The CFTC staff report found that during the weeks prior to expiration, the May contract had "very large open interest relative to history," with about 630,000 contracts, compared to 400,000 or 500,000 at peak the prior year, Mixon said. In addition, the peak in open interest of the contract was close to the expiration, coming about 10 days prior, compared with about a month prior earlier in the year, he added.
"This meant that there were a lot of positions that needed to be closed out, or otherwise market participants had to stay in for delivery of the crude oil," Mixon said.
Mixon said staff was able to isolate activity of interest on April 20 to the period of 2 pm onward. Prices were trending downward on April 20 for most of the day, but the price decline accelerated around noon and then close to the end of the day around 2:08 pm when prices reached an inter-day low, before settling at negative $37.63/b, he said.
Upon examining the order book of bids and offers available to market participants during the period, CFTC staff also observed a decrease in liquidity in the May contract that started well before April 20.
And finally, looking at market integrity controls, the CFTC observed that over 30 of the dynamic circuit breakers were triggered in the May contract, mostly involving negative prices, Nixon said.
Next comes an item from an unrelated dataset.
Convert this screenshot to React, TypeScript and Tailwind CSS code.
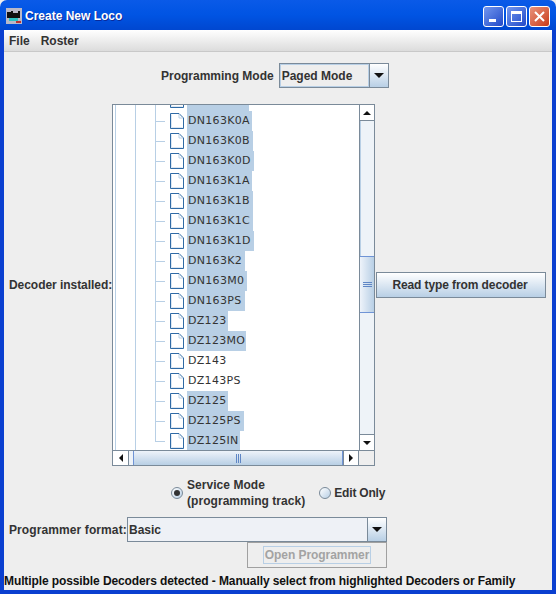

Circuit breakers were also triggered in the NYMEX May/June spread contract.
Democrats on the commission have previously pressed the CFTC to look into how trading at settlement (TAS) transactions factored into the price swing and to complete its investigation prior its recent action on a final rule setting federal position limits.
CFTC Chairman Heath Tarbert said in July the staff analysis would likely point to a confluence of fundamental and technical reasons for the drop, including "a few market structure considerations that have not previously [been] highlighted."